WaveFont – Visualization of information and emotions from the voice in captions
Research article Open access | Available online on: 25 August, 2019 | Last update: 28 October, 2021
While traditional captions only reflect what is spoken in an utterance, the innovative technology WaveFont additionally visualizes information of how it is spoken. WaveFont has been invented by Prof. Dr. Matthias Wölfel, Angelo Stitz and Dr. Tim Schlippe in an art research project. Due to the very positive feedback, Dr. Tim Schlippe decided to make it available for a broader audience by commercializing and developing WaveFont further as the founder and CEO of Silicon Surfer. Particularly, hearing-impaired people receive for the first time information and emotions from the voice (stresses, pauses, length) which they were excluded from. The WaveFont visualization is very intuitive: For example, when someone speaks louder, the font gets bolder, when some speaks slower, it gets wider:
After a short time information and emotions are much better transported than with conventional captions supporting accessibility, integration and inclusion.
In order to enable hearing-impaired people to receive the voice characteristics, Silicon Surfer offers a service to automatically produce WaveFont captions. To generate WaveFont captions, Silicon Surfer processes traditional subtitle files or the transcriptions together with the sound file.
WaveFont is universally applicable for different genres and can be ported to new languages and writing systems. So far it is available in English, Spanish and German and first actions have been taken to port it to Arabic.
Potential in the world
A huge number of people would benefit from additional information in captions: According to the World Health Organization, 466 million people worldwide have disabling hearing loss. This is 5% of world’s population. Due to the demographic change it is estimated that by 2050, over 900 million people will have hearing impairments. However, this new technology and visualization is not only interesting for hearing impaired people: For example, there are 244 million migrants living in a country other than where they were born. Many of them need to learn a new language. WaveFont captions would help them since Silicon Surfer’s analyses have demonstrated that the WaveFont visualization is much more intuitive than phonetic transcriptions such as the International Phonetic Alphabet. According to Amazon Prime Video, 30% of the users watch with captions but only 20% of those are hearing impaired. But by far the largest number of people who would benefit from WaveFont captions are on social media: 85% of the active Facebook users watch videos without sound. These are 2 billion people. WaveFont supports the UN sustainable development goals 3 (good health and well-being) and 4 (quality education) of the agenda 2030.
Potential in Qatar
5.2% of the population in Qatar suffers from hearing loss (Girotto et al., 2014).
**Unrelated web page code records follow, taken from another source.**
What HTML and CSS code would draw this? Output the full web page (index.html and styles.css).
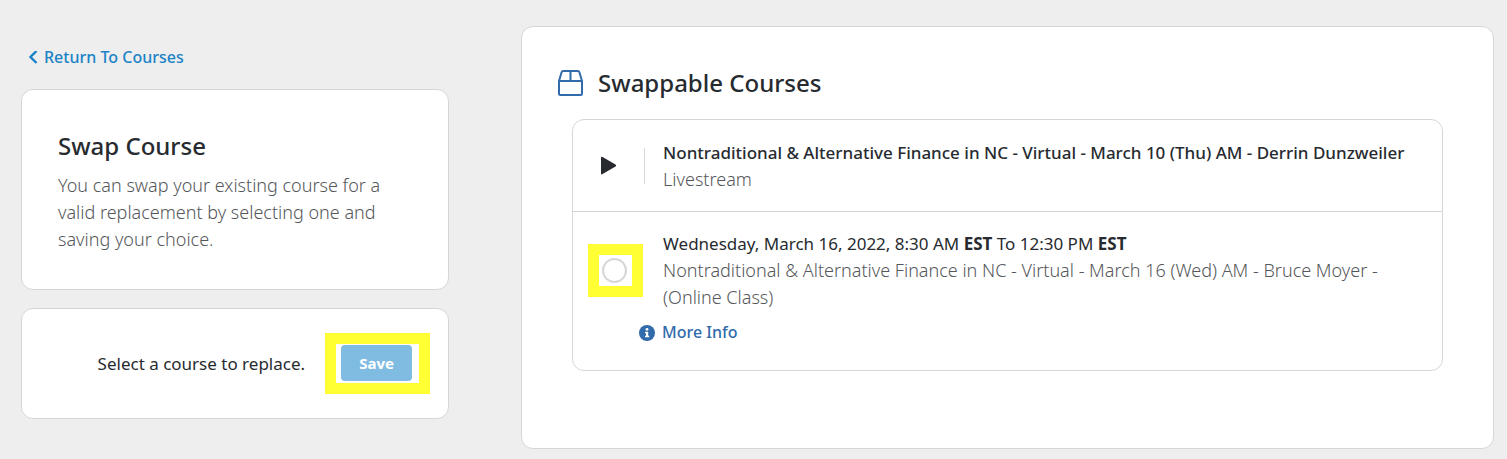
FILE: index.html
```
<!DOCTYPE html>
<html lang="en">
  <head>
    <meta charset="utf-8">
    <meta name="viewport" content="width=device-width, initial-scale=1.0">
    <title>Swap Course</title>
    <link rel="stylesheet" href="styles.css">
  </head>
  <body>
    <main class="page">
      <aside class="sidebar">
        <a class="back-link" href="#courses">
          <svg class="back-icon" viewBox="0 0 10 14" aria-hidden="true">
            <path d="M8.5 0 2.5 6l6 6" fill="none" stroke="currentColor" stroke-width="2.4"/>
          </svg>
          Return To Courses
        </a>

        <section class="card intro">
          <h1 class="title">Swap Course</h1>
          <p class="intro-text muted">You can swap your existing course for a valid replacement by selecting one and saving your choice.</p>
        </section>

        <section class="card save-bar">
          <span>Select a course to replace.</span>
          <span class="highlight highlight-save">
            <button class="save" type="button">Save</button>
          </span>
        </section>
      </aside>

      <section class="card courses" id="courses">
        <header class="courses-header">
          <svg class="box-icon" viewBox="0 0 26 26" aria-hidden="true">
            <g fill="none" stroke="currentColor" stroke-width="2" stroke-linejoin="round">
              <path d="M1 11 3.6 2.2Q4 1 5.2 1h14.600q1.200 0 1.600 1.200L24 11v12.500q0 1.500-1.500 1.500h-20Q1 25 1 23.500z"/>
              <path d="M1 11h23M12.500 1v10"/>
            </g>
          </svg>
          <h2 class="title">Swappable Courses</h2>
        </header>

        <ul class="course-list">
          <li class="course">
            <div class="row">
              <span class="media">
                <svg class="play-icon" viewBox="0 1 17 20" aria-hidden="true">
                  <path d="M1 3Q1 1.200 2.600 2.100L15.500 9.600q1.400 1 0 2L2.600 19.100Q1 20 1 18.200z" fill="currentColor"/>
                </svg>
              </span>
              <div class="details">
                <h3 class="course-name">Nontraditional &amp; Alternative Finance in NC - Virtual - March 10 (Thu) AM - Derrin Dunzweiler</h3>
                <p class="muted">Livestream</p>
              </div>
            </div>
          </li>
          <li class="course">
            <div class="row">
              <span class="choice">
                <span class="highlight highlight-radio">
                  <input class="radio" type="radio" name="course" id="course-mar-16">
                </span>
              </span>
              <label class="details" for="course-mar-16">
                <span class="when">Wednesday, March 16, 2022, 8:30 AM <b>EST</b> To 12:30 PM <b>EST</b></span>
                <span class="muted">Nontraditional &amp; Alternative Finance in NC - Virtual - March 16 (Wed) AM - Bruce Moyer - (Online Class)</span>
              </label>
            </div>
            <a class="more-info" href="#more-info">
              <svg class="info-icon" viewBox="0 0 16 16" aria-hidden="true">
                <circle cx="8" cy="8" r="8" fill="currentColor"/>
                <circle cx="8" cy="4.300" r="1.400" fill="#fff"/>
                <path d="M6 6.700h3.200v4.100h1v1.500H6v-1.500h1V8.200H6z" fill="#fff"/>
              </svg>
              More Info
            </a>
          </li>
        </ul>
      </section>
    </main>
  </body>
</html>
```
FILE: styles.css
```
* {
  box-sizing: border-box;
}
body {
  margin: 0;
  background: #eee;
  color: #272b30;
  font: 17px/27px "Noto Sans", "Open Sans", sans-serif;
}
h1, h2, h3, p, ul {
  margin: 0;
  padding: 0;
}
a {
  text-decoration: none;
  font-size: 16px;
  font-weight: 500;
}
svg {
  flex: none;
}
.page {
  display: grid;
  grid-template-columns: minmax(0, 11fr) minmax(0, 25fr);
  gap: 72px;
  padding: 26px 13px 10px 21px;
}
.card {
  background: #fff;
  border: 1px solid #d5d6d7;
  border-radius: 12px;
}
.title {
  font-size: 24px;
  line-height: 36px;
  font-weight: 500;
}
.sidebar {
  display: flex;
  flex-direction: column;
  align-items: stretch;
  gap: 18px;
  padding-top: 18px;
}
.back-link {
  display: flex;
  align-items: center;
  align-self: flex-start;
  gap: 6px;
  padding-left: 7px;
  color: #1c82c6;
}
.back-icon {
  width: 10px;
  height: 14px;
}
.intro {
  padding: 38px 36px 36px;
}
.intro-text {
  padding-top: 8px;
}
.save-bar {
  display: flex;
  align-items: center;
  justify-content: flex-end;
  gap: 20px;
  padding: 24px 18px;
}
.highlight {
  display: flex;
  border: 11px solid #ffff33;
}
.highlight-save {
  padding: 1px 7px 2px 5px;
}
.highlight-radio {
  width: 55px;
  padding: 3px 5px 3px 3px;
}
.save {
  width: 71px;
  height: 36px;
  padding: 0;
  border: 0;
  border-radius: 4px;
  background: #80bce2;
  color: #fff;
  font: 700 15px/36px "Noto Sans", "Open Sans", sans-serif;
}
.courses {
  padding: 38px 50px 77px;
}
.courses-header {
  display: flex;
  align-items: center;
  gap: 14px;
  margin-left: -14px;
}
.box-icon {
  width: 26px;
  height: 26px;
  color: #316bab;
}
.course-list {
  margin-top: 18px;
  border: 1px solid #d5d6d7;
  border-radius: 12px;
  list-style: none;
}
.course {
  padding: 19px 18px 18px 0;
}
.course + .course {
  padding: 18px 18px 22px 0;
  border-top: 1px solid #d5d6d7;
}
.row {
  display: flex;
  align-items: center;
}
.media {
  display: flex;
  align-items: center;
  justify-content: center;
  flex: none;
  width: 72px;
  height: 36px;
  margin-right: 18px;
  border-right: 1px solid #d5d6d7;
}
.play-icon {
  width: 17px;
  height: 20px;
}
.choice {
  flex: none;
  width: 90px;
  padding-left: 15px;
}
.radio {
  appearance: none;
  width: 25px;
  height: 25px;
  margin: 0;
  border: 2px solid #d5d6d7;
  border-radius: 50%;
}
.radio:checked {
  border: 8px solid #316bab;
}
.course-name {
  font-size: 17px;
  font-weight: 500;
}
.when {
  display: block;
}
.muted {
  display: block;
  color: #55575a;
  font-size: 18px;
  font-weight: 300;
}
.more-info {
  display: inline-flex;
  align-items: center;
  gap: 7px;
  margin: 8px 0 0 66px;
  color: #316bab;
}
.info-icon {
  width: 16px;
  height: 16px;
}
```
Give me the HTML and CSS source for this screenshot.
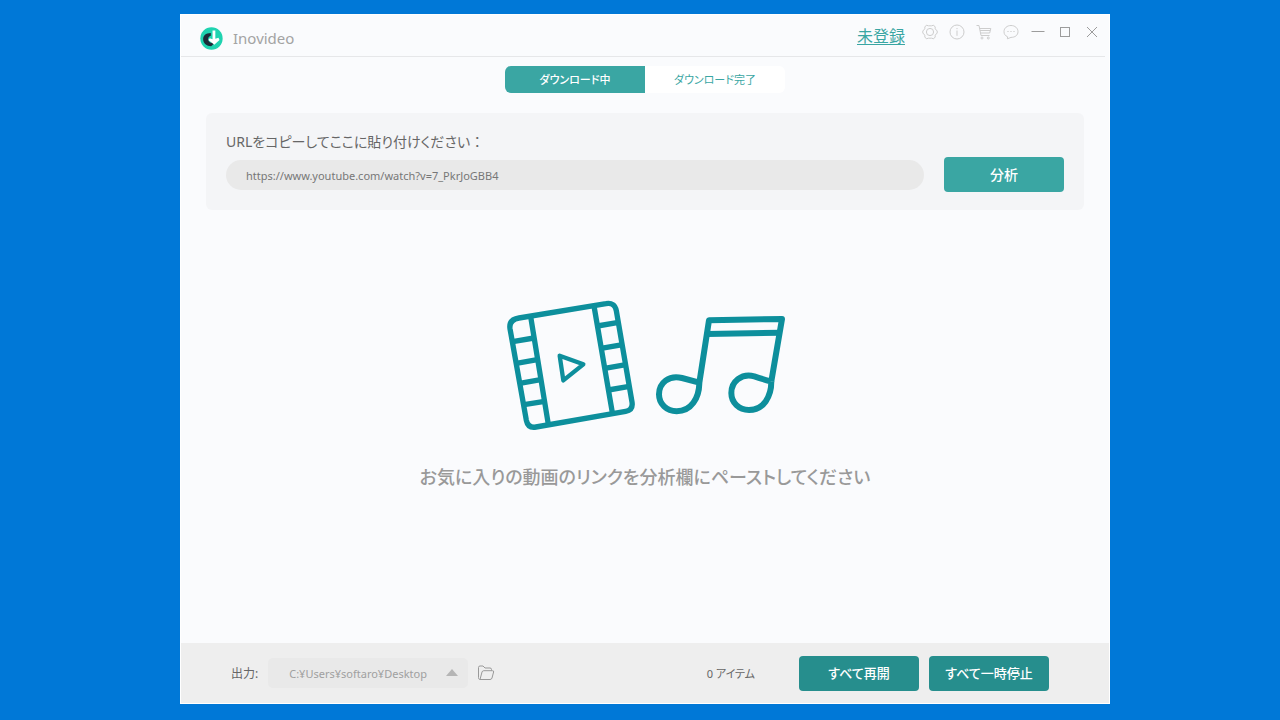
FILE: index.html
```html
<!DOCTYPE html>
<html lang="ja">
<head>
<meta charset="utf-8">
<meta name="viewport" content="width=device-width, initial-scale=1">
<title>Inovideo</title>
<link rel="stylesheet" href="styles.css">
</head>
<body>
<div class="window">
  <header class="titlebar">
    <div class="brand">
      <svg class="brand-logo" viewBox="0 0 66 66" aria-hidden="true">
        <circle cx="33" cy="33" r="32" fill="#1fd3b0"/>
        <path d="M31 17C16 17 9 25 9 35C9 47 19 55 32 55L41 47L29 34L31 30Z" fill="#1d2b39"/>
        <path d="M35 25C26 25 22 31 24 37C25 42 29 45 34 46L31 38L35 34Z" fill="#1fd3b0"/>
        <path d="M36 10H44V34L53 31L56 37L41 51L24 37L28 32L36 35Z" fill="#fff"/>
      </svg>
      <span class="brand-name">Inovideo</span>
    </div>
    <a class="register" href="#">未登録</a>
    <nav class="tools" aria-label="ウィンドウ">
      <button class="tool" type="button" aria-label="設定">
        <svg viewBox="0 0 18 18"><path d="M5.4 2.2L7.4 2.8H10.6L12.6 2.2L14.2 4V5.8L16.2 8V10L14.2 12.2V14L12.6 15.8L10.6 15.2H7.4L5.4 15.8L3.8 14V12.2L1.8 10V8L3.8 5.8V4Z"/><circle cx="9" cy="9" r="3.6"/></svg>
      </button>
      <button class="tool" type="button" aria-label="情報">
        <svg viewBox="0 0 18 18"><circle cx="9" cy="9" r="7"/><path d="M9 7.5V12.8M9 5V6.2"/></svg>
      </button>
      <button class="tool" type="button" aria-label="購入">
        <svg viewBox="0 0 18 18"><path d="M1.5 2.5H4L6 12.5H14.5M4.6 5.5H15.8L14.7 10H5.6M5 7.5H15"/><circle cx="7" cy="15" r="1"/><circle cx="13.3" cy="15" r="1"/></svg>
      </button>
      <button class="tool" type="button" aria-label="フィードバック">
        <svg viewBox="0 0 18 18"><path d="M5.6 13.8C3.2 12.8 2 11 2 8.7C2 5 5.2 2.5 9 2.5S16 5 16 8.7S12.8 14.4 9 14.4L5.4 15.8Z"/><path d="M5.4 8.5H6.6M8.4 8.5H9.6M11.4 8.5H12.6"/></svg>
      </button>
      <button class="tool tool-dark" type="button" aria-label="最小化">
        <svg viewBox="0 0 18 18"><path d="M2.5 8.5H15.5"/></svg>
      </button>
      <button class="tool tool-dark" type="button" aria-label="最大化">
        <svg viewBox="0 0 18 18"><rect x="4.5" y="4.5" width="9" height="9"/></svg>
      </button>
      <button class="tool tool-dark" type="button" aria-label="閉じる">
        <svg viewBox="0 0 18 18"><path d="M4 4L14 14M14 4L4 14"/></svg>
      </button>
    </nav>
  </header>

  <main class="content">
    <div class="tabs" role="tablist">
      <button class="tab tab-active" type="button" role="tab" aria-selected="true">ダウンロード中</button>
      <button class="tab" type="button" role="tab" aria-selected="false">ダウンロード完了</button>
    </div>

    <form class="analyze">
      <div class="field">
        <label class="field-label" for="url">URLをコピーしてここに貼り付けください<span class="full-width">：</span></label>
        <input class="field-input" id="url" type="text" value="https://www.youtube.com/watch?v=7_PkrJoGBB4">
      </div>
      <button class="button button-primary" type="button">分析</button>
    </form>

    <section class="empty">
      <svg class="empty-art" viewBox="-9 0 888 450" aria-hidden="true">
        <g class="art-frame">
          <path d="M57 84L318 41Q344 36 349 62L396 336Q400 360 377 364L108 411Q84 415 79 391L30 116Q26 89 57 84Z"/>
          <path d="M92 80L145 403M282 48L337 368"/>
          <path d="M38 155L102 144M49 220L112 209M59 280L122 269M72 344L134 334"/>
          <path d="M292 108L356 97M303 175L368 164M314 235L378 224M325 300L388 289"/>
        </g>
        <path class="art-play" d="M179 197L250 223L190 271Z"/>
        <g class="art-note" transform="translate(435 30)">
          <path d="M163 250C162 294 139 334 95 334C65 334 42 312 42 283C42 249 72 224 111 234Q137 241 163 248L192 61L411 57L379 244"/>
          <path d="M379 244C379 290 356 330 312 330C282 330 259 308 259 279C259 245 289 219 328 229Q352 237 377 244"/>
          <path d="M187 102L405 98"/>
        </g>
      </svg>
      <p class="empty-text">お気に入りの動画のリンクを分析欄にペーストしてください</p>
    </section>
  </main>

  <footer class="footer">
    <label class="output-label" for="output">出力:</label>
    <div class="output">
      <select class="output-select" id="output">
        <option>C:¥Users¥softaro¥Desktop</option>
      </select>
      <span class="output-arrow"></span>
    </div>
    <button class="folder" type="button" aria-label="フォルダーを開く">
      <svg viewBox="0 0 18 18"><path d="M3.5 15.5C2 15.5 1.5 15 1.5 13.5V3.5Q1.5 2 3 2H6L8 4H13Q14.5 4 14.5 5.5V6.5M3 15.5L5 8Q5.4 6.7 6.8 6.7H15.5Q17 6.7 16.6 8L15 14Q14.6 15.5 13 15.5H3"/></svg>
    </button>
    <span class="count">0 アイテム</span>
    <div class="actions">
      <button class="button button-dark" type="button">すべて再開</button>
      <button class="button button-dark" type="button">すべて一時停止</button>
    </div>
  </footer>
</div>
</body>
</html>
```

FILE: styles.css
```css
* {
  box-sizing: border-box;
}

body {
  margin: 0;
  min-height: 100vh;
  display: flex;
  padding: 14px 170px 16px 180px;
  background: #0078d7;
  color: #666;
  font-family: "Noto Sans", "Noto Sans CJK JP", sans-serif;
  font-size: 11px;
  font-feature-settings: "palt";
}

button,
input,
select {
  font: inherit;
  font-feature-settings: inherit;
  color: inherit;
  border: 0;
  padding: 0;
  margin: 0;
}

button {
  cursor: pointer;
}

.window {
  flex: 1;
  display: flex;
  flex-direction: column;
  background: #fafbfd;
  border: 1px solid #fff;
}

.titlebar {
  display: flex;
  align-items: flex-start;
  height: 42px;
  margin-right: 4px;
  padding: 8px 0 0 19px;
  border-bottom: 1px solid #e6e7e9;
}

.brand {
  display: flex;
  align-items: center;
  gap: 10px;
  margin-right: auto;
  padding-top: 3px;
}

.brand-logo {
  width: 23px;
  height: 23px;
}

.brand-name {
  font-size: 15px;
  line-height: 24px;
  color: #a3a3a3;
}

.register {
  margin-right: 11px;
  font-size: 16px;
  line-height: 26px;
  color: #3aa6a3;
  text-underline-offset: 2px;
}

.tools {
  display: flex;
}

.tool {
  width: 27px;
  height: 18px;
  display: flex;
  justify-content: center;
  background: none;
  color: #cdcdcd;
}

.tool-dark {
  color: #9c9c9c;
}

.tool svg,
.folder svg {
  width: 18px;
  height: 18px;
  fill: none;
  stroke: currentColor;
  stroke-width: 1;
}

.content {
  flex: 1;
  display: flex;
  flex-direction: column;
  padding: 9px 25px 0;
}

.tabs {
  align-self: center;
  display: flex;
  border-radius: 6px;
  overflow: hidden;
}

.tab {
  width: 140px;
  height: 27px;
  padding-bottom: 2px;
  background: #fff;
  color: #3aa6a3;
}

.tab-active {
  background: #3aa6a3;
  color: #fff;
  font-weight: 500;
}

.analyze {
  display: flex;
  align-items: flex-end;
  gap: 20px;
  margin-top: 20px;
  padding: 17px 20px 18px;
  border-radius: 6px;
  background: #f4f5f7;
}

.field {
  flex: 1;
  display: flex;
  flex-direction: column;
  gap: 6px;
  padding-bottom: 2px;
}

.field-label {
  font-size: 14px;
  line-height: 24px;
}

.full-width {
  font-feature-settings: normal;
}

.field-input {
  height: 30px;
  padding: 0 20px;
  border-radius: 15px;
  background: #e9e9e9;
  color: #777;
}

.button {
  width: 120px;
  height: 35px;
  padding-bottom: 2px;
  border-radius: 4px;
  color: #fff;
  font-weight: 500;
}

.button-primary {
  background: #3aa6a3;
  font-size: 14px;
}

.button-dark {
  background: #268e8d;
  font-size: 13px;
}

.empty {
  flex: 1;
  display: flex;
  flex-direction: column;
  align-items: center;
  padding-top: 80px;
}

.empty-art {
  width: 296px;
  height: 150px;
  fill: none;
  stroke: #0d8f9c;
  stroke-linejoin: round;
}

.art-frame {
  stroke-width: 16;
}

.art-play {
  stroke-width: 13;
}

.art-note {
  stroke-width: 18;
}

.empty-text {
  margin: 21px 0 0;
  font-size: 18px;
  font-weight: 500;
  line-height: 32px;
  color: #999;
}

.footer {
  display: flex;
  align-items: center;
  height: 60px;
  padding: 0 60px 0 50px;
  background: #eee;
}

.output-label {
  margin-right: 10px;
  font-size: 12px;
}

.output {
  position: relative;
  width: 200px;
}

.output-select {
  width: 100%;
  height: 30px;
  padding: 0 30px 0 21px;
  border-radius: 5px;
  background: #e9e9e9;
  color: #a0a0a0;
  appearance: none;
}

.output-arrow {
  position: absolute;
  top: 11px;
  right: 10px;
  border: solid transparent;
  border-width: 0 6px 7px;
  border-bottom-color: #b5b5b5;
  pointer-events: none;
}

.folder {
  display: flex;
  margin-left: 9px;
  background: none;
  color: #999;
}

.count {
  margin-left: auto;
  margin-right: 44px;
}

.actions {
  display: flex;
  gap: 10px;
}
```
WaveFont can improve their TV, video and cinema experience since they receive information they were excluded from and are able to imagine better how their favorite actors speak.
A very interesting application for the WaveFont technology in Qatar is also during the FIFA World Cup. WaveFont is particularly suitable for visualizing emotional scenes. Such emotional scenes can be found in the sportscasts of the matches, but also in the commercials and explanatory videos about the event. Further application areas are information systems, display boards, and media libraries with videos. With WaveFont, Qatar can be a pioneer and offer a much more accessible and inclusive event.
At the conference ArabicSpeech 2019 at Qatar Computing Research Institute, Dr. Tim Schlippe, CEO of Silicon Surfer, presented the WaveFont technology and his first steps to port it to Arabic.
Dr. Tim Schlippe from Silicon Surfer at QCRI.
To make WaveFont available in Qatar, Silicon Surfer plans to participate in Mada’s Innovation Program. This includes to port the technology to Arabic, to analyze its impact and benefit in Qatar, to evaluate application areas, especially for the FIFA World Cup 2022, to integrate and use it in information systems, display boards, media libraries with videos and to port it to further Arabic dialects and languages.